Dans l’inconscient des gens, comme dans la vie, Paul est passif.
Ce gentil prof de fac, un peu sympa, pas vraiment drôle et disons le : terne, se retrouve du jour au lendemain sur le devant de la scène. La raison ? Il apparait dans les rêves des gens. D’abord dans ceux de son entourage – à commencer par l’une de ses filles – puis dans ceux de personnes qu’il ne connait pas et qui ne le connaissent pas.
Paul devient une star de la nuit ! Dans chacun de ces rêves, tous aussi loufoques les uns que les autres (le propre des rêves me direz-vous), Paul est passif. Il est là, mais n’agit ni ne réagit jamais.
Mais il est là, et en soi, cela suffit à le gratifier d’une popularité aussi soudaine qu’inattendue.

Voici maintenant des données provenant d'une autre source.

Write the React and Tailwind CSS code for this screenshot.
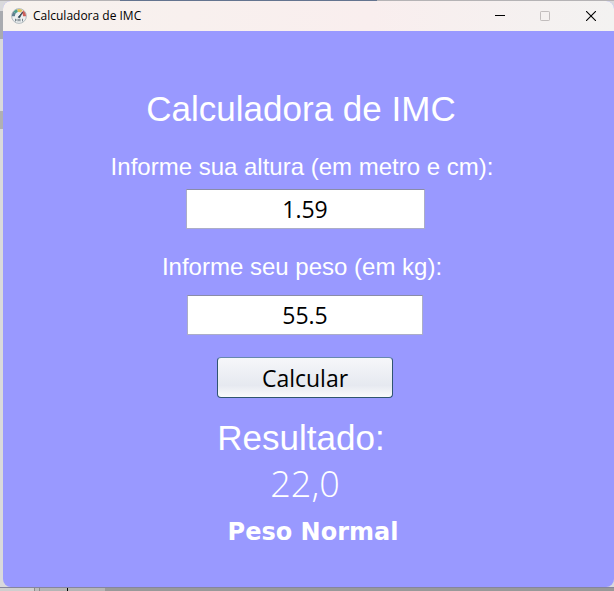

Et c’est alors qu’une ex croisée au hasard lui propose de boire un café, qu’une étudiante se met à fantasmer sur lui…Cette séquence nous livre, à ce titre, une scène assez hilarante qui dit l’abime qu’il peut y avoir entre fantasme et réalité !
Quoi qu’il en soit, le type le plus banal qui soit devient alors le plus désiré et le plus désirable.
Ce film, qui navigue entre onirisme, fable et film d’anticipation est signé du même réalisateur norvégien qui nous avait livré Sick of myself, cette comédie grinçante qui racontait la déchéance d’une jeune femme prête à se défigurer pour goûter au soit disant bonheur de la célébrité. Il revient ici avec le même thème pour nous dire à nouveau les limites de cette société du spectacle qui nous englue, tous.
Naïf, le gentil prof de fac s’imagine pouvoir se servir de cette célébrité soudaine pour enfin réaliser ses rêves. Il compte bien saisir la balle au bond et publier sa thèse : projet qu’il mettait jusqu’alors de côté. Mais tout ce cirque médiatico-surnaturel va très vite le dépasser.
Ce le film nous permet un pas de recul sur la malaisance que procure le fait de scénariser sa vie via l’usage des réseaux sociaux. Une activité normalisée pour bon nombre de nos concitoyens qui étalent au grand jour tout aussi bien leur quotidien, que leurs émotions où leurs réalisations. C’est ce que fera Paul, une fois dédit de cette célébrité aussi fugace que soudaine. Et cela ajoutera du fiasco au fiasco !
Car il est question ici, avant tout, de cette fameuse cancel culture. Le réal veut mettre en lumière les limites de cette société qui t’adule un instant puis est capable de te détester dans la minute qui suit.
Très vite en effet, les rêves de ces milliers de personnes vont se transformer en cauchemars, on ne sait pour quelle raison, mais on ne connaissait déjà pas la raison des « simples » rêves… Et la chute débute. Tous mettent le gentil prof devenu idole devenue personne à abattre, au ban.
Un « rise and fall » des plus précipités qui illustre avec verve le manque d’équilibre de nos sociétés qui semblent ne plus parvenir à s’ancrer réellement, à sceller de véritables avis fondés mais simplement former une opinion légère et fluctuante, au grès des tendances et des saisons, que sais-je !
Le film part ensuite vers un aspect plus dystopique qui m’a moins parlé et marqué. Reste cette réflexion sur une société des apparences, du spectacle qui n’augure rien de vraiment bon pour une humanité déjà fragmentée et fracassée. Et un Nicolas Cage habité par le sujet et parfait dans ce rôle tout à la fois tragique et comique.
Peut-être la dernière dualité de notre époque.